Despite being at opposite ends of the mobile device spectrum, the increasingly large screens of ‘phablets’ and the tiny screens of wearable devices have one thing in common – they make it very hard to text with one hand.

One-handed texting
One-handed texting

Now, computer scientists at the University of St Andrews have come up with a solution called SWiM (Shape Writing in Motion), which extends ’shape writing’ gesture keyboards to support input by tilt. Instead of spelling out a word by sliding your finger across an on-screen keyboard, SWiM lets users input text by using the wrist motion of the dominant hand to move a pointer ball across the keyboard.

Professor Aaron Quigley, chair of human computer interaction at the University’s School of Computer Science, said: “When we consider phablets, it’s difficult to hold them firmly in one hand, let alone interact with them. This is due in part to the limited functional area of the thumb, which makes it difficult to reach all areas of the screen. In addition, unintended touches from the palm area may occur.

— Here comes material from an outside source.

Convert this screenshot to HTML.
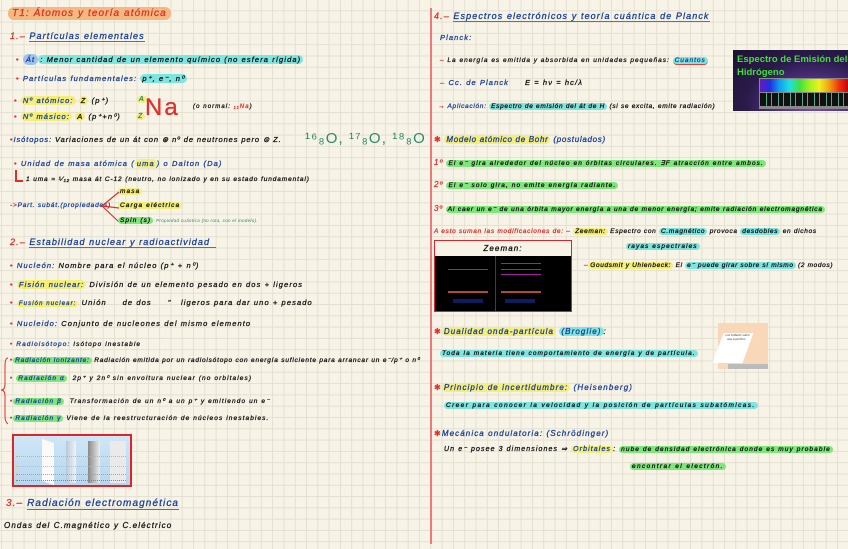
<!DOCTYPE html>
<html><head><meta charset="utf-8"><style>
html,body{margin:0;padding:0}
body{width:848px;height:549px;position:relative;overflow:hidden;background-color:#f7f4e7;
background-image:linear-gradient(to right,#e3e0d1 1px,transparent 1px),linear-gradient(to bottom,#e3e0d1 1px,transparent 1px);
background-size:11.3px 11.3px;background-position:1px -1px;
font-family:"Liberation Sans",sans-serif;font-style:italic;font-size:7.5px;color:#111;letter-spacing:1.1px;-webkit-text-stroke:0.3px currentColor}
.t{position:absolute;white-space:nowrap;line-height:10px}
.b{color:#1a3f99}.r{color:#e0302a}.g{color:#2a8a6a}.k{color:#111}
.hc{background:#7ee6e0;border-radius:5px;padding:0 2px}
.hy{background:#f4ee7a;border-radius:5px;padding:0 2px}
.hg{background:#7ee67a;border-radius:5px;padding:0 2px}
.ho{background:#f5b880;border-radius:6px;padding:1px 4px}
.u{border-bottom:1.5px solid #e0403a}
.dot{color:#e0302a;font-style:normal}
</style></head><body>
<div style="position:absolute;left:430px;top:8px;width:1.5px;height:536px;background:#ec7a7a"></div>

<!-- LEFT -->
<div class="t r" style="left:8px;top:9px;font-size:10px"><span class="ho">T1: Átomos y teoría atómica</span></div>
<div class="t r" style="left:10px;top:31px;font-size:9px">1.– <span class="b u">Partículas elementales</span></div>
<div class="t" style="left:16px;top:55px"><span class="dot">•</span> <span style="background:#9fc2ec;border-radius:6px;padding:1px 3px" class="b">Át</span><span class="hc">: Menor cantidad de un elemento químico (no esfera rígida)</span></div>
<div class="t b" style="left:16px;top:74px"><span class="dot">•</span> Partículas fundamentales: <span class="hc k">p⁺, e⁻, n⁰</span></div>
<div class="t" style="left:14px;top:96px"><span class="dot">•</span> <span class="hy b">Nº atómico:</span> <span class="hy">Z</span> (p⁺)</div>
<div class="t" style="left:14px;top:112px"><span class="dot">•</span> <span class="hy b">Nº másico:</span> <span class="hy">A</span> (p⁺+n⁰)</div>
<div class="t g" style="left:137px;top:95px;font-size:7px"><span class="hy">A</span></div>
<div class="t g" style="left:136px;top:112px;font-size:7px"><span class="hy">Z</span></div>
<div class="t r" style="left:145px;top:96px;font-size:24px;font-style:normal;line-height:24px;letter-spacing:2px">Na</div>
<div class="t k" style="left:193px;top:102px;font-size:6px">(o normal: <span class="r">₁₁Na</span>)</div>
<div class="t k" style="left:10px;top:135px;letter-spacing:0.9px"><span class="dot">•</span><span class="b">Isótopos:</span> Variaciones de un át con ⊛ nº de neutrones pero ⊜ Z.</div>
<div class="t g" style="left:305px;top:131px;font-size:15px;line-height:16px;font-style:normal;-webkit-text-stroke:0">¹⁶₈O, ¹⁷₈O, ¹⁸₈O</div>
<div class="t b" style="left:14px;top:159px"><span class="dot">•</span> Unidad de masa atómica (<span class="hy">uma</span>) o Dalton (Da)</div>
<div style="position:absolute;left:15px;top:170px;width:1.5px;height:10px;background:#e0302a"></div>
<div style="position:absolute;left:15px;top:180px;width:8px;height:1.5px;background:#e0302a"></div>
<div class="t k" style="left:26px;top:175px;font-size:6.5px;letter-spacing:0.9px">1 uma = ¹⁄₁₂ masa át C-12 (neutro, no ionizado y en su estado fundamental)</div>
<div class="t k" style="left:118px;top:187px;font-size:6.5px"><span class="hy">masa</span></div>
<div class="t" style="left:10px;top:201px;font-size:6.5px;letter-spacing:0.8px"><span class="r">-&gt;</span><span class="b">Part. subát.(propiedades)</span></div>
<svg style="position:absolute;left:99px;top:190px" width="22" height="36"><path d="M20 2 L3 16 L20 18 M3 16 L20 32" stroke="#e0302a" stroke-width="1.2" fill="none"/></svg>
<div class="t k" style="left:118px;top:201px;font-size:6.5px"><span class="hy">Carga eléctrica</span></div>
<div class="t k" style="left:118px;top:216px;font-size:6.5px"><span class="hg">Spin (s)</span> <span class="g" style="font-size:4.5px;letter-spacing:.3px;-webkit-text-stroke:0">Propiedad cuántica (no rota, con el modelo).</span></div>
<div class="t r" style="left:10px;top:237px;font-size:9px">2.– <span class="b u" style="padding-right:6px">Estabilidad nuclear y radioactividad</span></div>
<div class="t k" style="left:10px;top:261px"><span class="dot">•</span> <span class="b">Nucleón:</span> Nombre para el núcleo (p⁺ + n⁰)</div>
<div class="t k" style="left:10px;top:280px"><span class="dot">•</span> <span class="hy b">Fisión nuclear:</span> División de un elemento pesado en dos + ligeros</div>
<div class="t k" style="left:10px;top:298px"><span class="dot">•</span> <span class="hy b" style="font-size:6px">Fusión nuclear:</span> Unión &nbsp; &nbsp; de dos &nbsp; &nbsp; " &nbsp; ligeros para dar uno + pesado</div>
<div class="t k" style="left:10px;top:319px"><span class="dot">•</span> <span class="b">Nucleido:</span> Conjunto de nucleones del mismo elemento</div>
<div class="t k" style="left:10px;top:340px;font-size:6.5px"><span class="dot">•</span> <span class="b">Radioisótopo:</span> Isótopo inestable</div>
<svg style="position:absolute;left:0px;top:356px" width="12" height="70"><path d="M8 2 Q5 2 5 10 L5 28 Q5 34 1 34 Q5 34 5 40 L5 60 Q5 66 8 68" stroke="#e0302a" stroke-width="1" fill="none"/></svg>
<div class="t k" style="left:10px;top:356px;font-size:6.5px;letter-spacing:0.8px"><span class="dot">•</span><span class="hg b">Radiación ionizante:</span> Radiación emitida por un radioisótopo con energía suficiente para arrancar un e⁻/p⁺ o n⁰</div>
<div class="t k" style="left:10px;top:374px;font-size:6.5px"><span class="dot">•</span> <span class="hg b">Radiación α</span> &nbsp;2p⁺ y 2n⁰ sin envoltura nuclear (no orbitales)</div>
<div class="t k" style="left:10px;top:397px;font-size:6.5px"><span class="dot">•</span><span class="hg b">Radiación β</span> &nbsp;Transformación de un n⁰ a un p⁺ y emitiendo un e⁻</div>
<div class="t k" style="left:10px;top:414px;font-size:6.5px"><span class="dot">•</span><span class="hg b">Radiación γ</span> Viene de la reestructuración de núcleos inestables.</div>
<div style="position:absolute;left:12px;top:434px;width:116px;height:49px;border:2px solid #d8262a;background:linear-gradient(#cfe6f6,#b8d6ee)">
  <div style="position:absolute;left:28px;top:5px;width:12px;height:42px;background:#fafafa;transform:skewY(20deg)"></div>
  <div style="position:absolute;left:52px;top:5px;width:10px;height:42px;background:linear-gradient(90deg,#b8c8d8,#f0f4f8)"></div>
  <div style="position:absolute;left:74px;top:5px;width:12px;height:42px;background:linear-gradient(90deg,#888,#eee)"></div>
  <div style="position:absolute;left:96px;top:5px;width:16px;height:42px;background:#eaeaea"></div>
  <div style="position:absolute;left:2px;top:20px;width:110px;height:1px;border-top:1px dotted #d8b060"></div>
  <div style="position:absolute;left:2px;top:30px;width:110px;height:1px;border-top:1px dotted #e8c040"></div>
  <div style="position:absolute;left:2px;top:38px;width:110px;height:1px;border-top:1px dotted #e89040"></div>
  <div style="position:absolute;left:2px;top:44px;width:110px;height:1px;border-top:1px dotted #60a060"></div>
</div>
<div class="t r" style="left:6px;top:499px;font-size:10px">3.– <span class="b u">Radiación electromagnética</span></div>
<div class="t k" style="left:4px;top:521px;font-size:8px">Ondas del C.magnético y C.eléctrico</div>

<!-- RIGHT -->
<div class="t r" style="left:434px;top:11px;font-size:9px">4.– <span class="b u">Espectros electrónicos y teoría cuántica de Planck</span></div>
<div class="t b" style="left:440px;top:33px">Planck:</div>
<div class="t k" style="left:440px;top:56px;font-size:6.5px;letter-spacing:1px"><span class="r">–</span> La energía es emitida y absorbida en unidades pequeñas: <span class="hc b u">Cuantos</span></div>
<div class="t b" style="left:440px;top:78px"><span class="r">–</span> Cc. de Planck &nbsp; &nbsp; <span class="k">E = hν = hc/λ</span></div>
<div class="t k" style="left:438px;top:102px;font-size:6.5px;letter-spacing:0.7px"><span class="r">→</span> <span class="b">Aplicación:</span> <span class="hc">Espectro de emisión del át de H</span> (si se excita, emite radiación)</div>
<div style="position:absolute;left:733px;top:50px;width:115px;height:61px;background:radial-gradient(ellipse at 70% 90%,#7a4ac0,#2a1a4a 60%,#1c1230);overflow:hidden;-webkit-text-stroke:0">
  <div style="position:absolute;left:4px;top:3px;color:#3fe03a;font-style:normal;font-weight:bold;font-size:9.5px;letter-spacing:0;line-height:13px;white-space:nowrap">Espectro de Emisión del<br>Hidrógeno</div>
  <div style="position:absolute;left:26px;top:28px;width:89px;height:29px;background:#888;padding:1px">
    <div style="height:13px;background:linear-gradient(90deg,#6a18c0,#2030e0,#10a0f0,#20e0e0,#40e040,#a0f020,#f0f020,#f0a010,#f03010,#c00010)"></div>
    <div style="height:13px;margin-top:1px;background:#111 repeating-linear-gradient(90deg,transparent 0 6px,#5a8 6px 7px,transparent 7px 11px,#a84 11px 12px)"></div>
  </div>
</div>
<div class="t k" style="left:434px;top:135px;font-size:8px;letter-spacing:0.7px"><span class="r" style="font-style:normal">✱</span> <span class="hy b">Modelo atómico de Bohr</span> <span class="b">(postulados)</span></div>
<div class="t k" style="left:434px;top:158px;font-size:6.5px;letter-spacing:1.1px"><span class="r" style="font-size:8px">1º</span> <span class="hg">El e⁻ gira alrededor del núcleo en órbitas circulares. ∃F atracción entre ambos.</span></div>
<div class="t k" style="left:434px;top:180px;font-size:6.5px"><span class="r" style="font-size:8px">2º</span> <span class="hg">El e⁻ solo gira, no emite energía radiante.</span></div>
<div class="t k" style="left:434px;top:204px;font-size:6.5px;letter-spacing:0.85px"><span class="r" style="font-size:8px">3º</span> <span class="hg">Al caer un e⁻ de una órbita mayor energía a una de menor energía; emite radiación electromagnética</span></div>
<div class="t k" style="left:434px;top:227px;font-size:6.5px;letter-spacing:0.7px"><span class="r">A esto suman las modificaciones de: –</span> <span class="hy">Zeeman:</span> Espectro con <span class="hc">C.magnético</span> provoca <span class="hc">desdobles</span> en dichos</div>
<div class="t k" style="left:626px;top:242px;font-size:6.5px"><span class="hc">rayas espectrales</span></div>
<div class="t k" style="left:584px;top:261px;font-size:6.5px;letter-spacing:0.65px"><span class="r">–</span><span class="hy">Goudsmit y Uhlenbeck:</span> El <span class="hc">e⁻ puede girar sobre sí mismo</span> (2 modos)</div>
<div style="position:absolute;left:434px;top:240px;width:136px;height:70px;border:1.5px solid #d8262a;background:#000">
  <div style="height:15px;background:#f7f4e7;text-align:center;font-size:8px;line-height:15px">Zeeman:</div>
  <div style="position:absolute;left:60px;top:15px;width:1px;height:55px;background:#2030e0"></div>
  <div style="position:absolute;left:13px;top:28px;width:40px;height:1px;background:#a020a0"></div>
  <div style="position:absolute;left:66px;top:22px;width:40px;height:1px;background:#a020a0"></div>
  <div style="position:absolute;left:66px;top:28px;width:40px;height:1px;background:#a020a0"></div>
  <div style="position:absolute;left:66px;top:33px;width:40px;height:1px;background:#a020a0"></div>
  <div style="position:absolute;left:13px;top:50px;width:40px;height:1.5px;background:#b05020"></div>
  <div style="position:absolute;left:66px;top:50px;width:40px;height:1.5px;background:#b05020"></div>
  <div style="position:absolute;left:18px;top:58px;width:30px;height:4px;background:#1830a0;opacity:.6"></div>
  <div style="position:absolute;left:70px;top:58px;width:30px;height:4px;background:#1830a0;opacity:.6"></div>
</div>
<div class="t k" style="left:434px;top:327px;font-size:8px"><span class="r" style="font-style:normal">✱</span><span class="hy b">Dualidad onda-partícula</span> <span class="hc b">(Broglie)</span>:</div>
<div class="t k" style="left:440px;top:349px;font-size:6.5px;letter-spacing:1.1px"><span class="hc">Toda la materia tiene comportamiento de energía y de partícula.</span></div>
<div style="position:absolute;left:718px;top:323px;width:50px;height:46px;background:#f8d8b8">
  <div style="position:absolute;left:0;top:10px;width:30px;height:30px;background:#fff;transform:skewX(-20deg);font-size:3px;font-style:normal;letter-spacing:0;color:#444;text-align:center;line-height:4px;-webkit-text-stroke:0">Luz brillante sobre una superficie</div>
  <div style="position:absolute;left:10px;top:41px;width:40px;height:5px;background:#bbb"></div>
</div>
<div class="t k" style="left:434px;top:383px;font-size:8px"><span class="r" style="font-style:normal">✱</span><span class="hy b">Principio de incertidumbre:</span> <span class="b">(Heisenberg)</span></div>
<div class="t k" style="left:444px;top:401px;font-size:6.5px;letter-spacing:1.4px"><span class="hc">Creer para conocer la velocidad y la posición de partículas subatómicas.</span></div>
<div class="t k" style="left:434px;top:429px;font-size:8px"><span class="r" style="font-style:normal">✱</span><span class="b">Mecánica ondulatoria: (Schrödinger)</span></div>
<div class="t k" style="left:444px;top:445px;font-size:7px;letter-spacing:1.1px">Un e⁻ posee 3 dimensiones ⇒ <span class="hy b">Orbitales</span>: <span class="hg" style="font-size:6.5px">nube de densidad electrónica donde es muy probable</span></div>
<div class="t k" style="left:630px;top:462px;font-size:6.5px;letter-spacing:1.4px"><span class="hg">encontrar el electrón.</span></div>
</body></html>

“These problems will be exacerbated if the trend of larger mobile phone screens continues. Yet, there are many occasions when the user’s other hand is encumbered or not available, perhaps due to a disability or when holding a bag, a cup of coffee or an umbrella.”

In a pilot study, first time users of SWiM achieved a rate of 15 words per minute (wpm) after minimal practice, increasing to 32 wpm after approximately 90 minutes of use.